The transition from the bizarre rules of quantum mechanics to the familiar world of classical physics remains a fundamental puzzle, particularly the processes occurring in the intermediate stages. Zhenyu Xu from Soochow University, along with colleagues, investigates this shift by connecting the discrete act of measuring quantum states with the continuous process of losing quantum information, known as decoherence. Their work establishes a clear relationship between the size of a quantum system and the rate at which it loses coherence, revealing how these factors collectively drive the quantum-to-classical transition. Significantly, the researchers demonstrate that a single measurement can effectively remove many of the uniquely quantum features of a system, offering insights into how classical behaviour emerges and proposing practical ways to implement these measurements with existing quantum technologies.
POVMs and the Quantum-to-Classical Transition
Decoherence and measurement work together to explain how the classical world emerges from underlying quantum reality. Decoherence causes a quantum system to lose its quantum properties through interaction with its environment, leaving behind stable, classical-like states. Measurement then selects one of these possibilities, resulting in a definite outcome. A positive-operator-valued measure, or POVM, extends the standard framework of quantum measurement with a more flexible set of operators, crucial for characterizing measurements on entangled quantum systems and linked to decoherence, with applications in quantum information science, metrology, and theoretical physics.
Researchers often explore the quantum-to-classical transition in phase space, a framework allowing analogies with classical dynamics. Within this framework, quasi-probability functions evolve according to a generalized equation, mirroring classical behavior. Negative values in these functions indicate non-classicality, as they have no classical counterpart. Quantum phase space formulations are attracting increasing attention, particularly in emerging quantum technologies, with applications spanning quantum foundations, measurement theory, and quantum chaos. While the quantum-to-classical transition is generally accepted to occur gradually for finite-dimensional systems, the intermediate stage remains debated.
This work addresses this question from an operational perspective, demonstrating that a series of N-level coherent state POVMs can be precisely represented by a continuous process mimicking environmental noise. Researchers establish a relationship connecting continuous decoherence and discrete measurements, revealing how increasing dimensionality or decoherence strength transforms discrete measurements into continuous evolution. This approach allows examination of how initially negative quasi-probability functions in phase space evolve under these measurements, revealing that a single measurement often suffices to convert the most negative initial state into positive values for finite-dimensional systems.
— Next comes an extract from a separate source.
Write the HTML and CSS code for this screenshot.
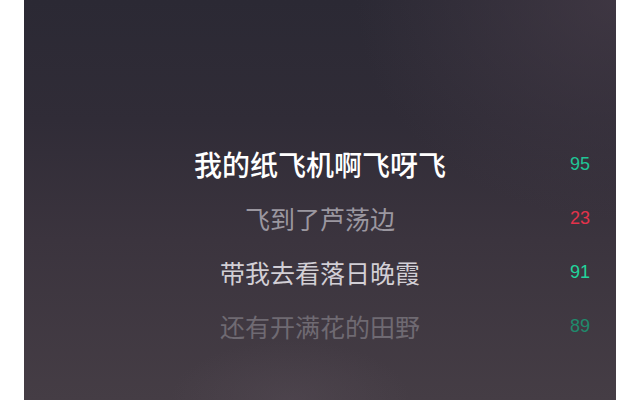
FILE: index.html
```html
<!DOCTYPE html>
<html lang="zh-CN">
<head>
<meta charset="utf-8">
<title>歌词</title>
<link rel="stylesheet" href="styles.css">
</head>
<body>
<main class="panel">
  <ul class="lyrics">
    <li class="row current"><span class="line">我的纸飞机啊飞呀飞</span><span class="score good">95</span></li>
    <li class="row dim"><span class="line">飞到了芦荡边</span><span class="score bad">23</span></li>
    <li class="row near"><span class="line">带我去看落日晚霞</span><span class="score good bright">91</span></li>
    <li class="row far"><span class="line">还有开满花的田野</span><span class="score good faded">89</span></li>
  </ul>
</main>
</body>
</html>
```

FILE: styles.css
```css
html, body {
  margin: 0;
  padding: 0;
  background: #ffffff;
}
.panel {
  margin: 0 24px;
  height: 400px;
  overflow: hidden;
  background:
    radial-gradient(ellipse 120px 60px at 45% 100%, rgba(90, 80, 90, 0.35), rgba(90, 80, 90, 0) 100%),
    radial-gradient(ellipse 260px 220px at 100% 0%, rgba(70, 60, 72, 0.7), rgba(70, 60, 72, 0) 100%),
    linear-gradient(to bottom, #2b2934 0%, #302c37 30%, #3b343e 60%, #453d45 100%);
  font-family: "Noto Sans CJK SC", "Noto Sans", sans-serif;
}
.lyrics {
  list-style: none;
  margin: 0;
  padding: 137px 26px 0 26px;
}
.row {
  display: grid;
  grid-template-columns: 1fr auto 1fr;
  align-items: center;
  height: 54px;
}
.line {
  grid-column: 2;
  font-size: 25px;
  line-height: 1;
  white-space: nowrap;
}
.score {
  grid-column: 3;
  justify-self: end;
  font-family: "Liberation Sans", Arial, sans-serif;
  font-size: 18px;
  line-height: 1;
}
.current .line {
  font-size: 28px;
  font-weight: 500;
  color: #ffffff;
}
.dim .line { color: #9b97a0; }
.near .line { color: #d2cfd5; }
.far .line { color: #6f6a72; }
.good { color: #20c596; }
.bright { color: #22d49c; }
.faded { color: #1f8a6c; }
.bad { color: #e3324b; }
```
Phase-Space Measurement via Positive Operator-Valued Measure
This method is well-suited for low-dimensional systems where quantum resources remain feasible. The process involves measuring in phase space, achieved by obtaining the density matrix after performing the POVM and directly using it to compute the phase-space function. Alternatively, digital quantum circuits can be designed to measure the function, constructing the necessary components using a specific technique and recovering the phase-space function with an ancilla-assisted method.
Negativity Transition Governed by Measurement Strength
Results demonstrate that a single round of POVM is sufficient to induce a transition from negativity to positivity in the quasi-probability distribution, under certain conditions. This transition is characterized by a specific threshold value dependent on the system’s dimensionality and initial state, minimized when the initial state is pure and relevant vectors are anti-parallel. To properly characterize the negativity-to-positivity transition, the measurement strength must be held fixed, as comparisons across phase spaces with different strengths lack physical significance. The transition after a series of N-level coherent state POVMs is determined by a specific condition dependent on the number of measurements and the system’s dimensionality, with a critical number of measurements being one for small systems and two for larger systems.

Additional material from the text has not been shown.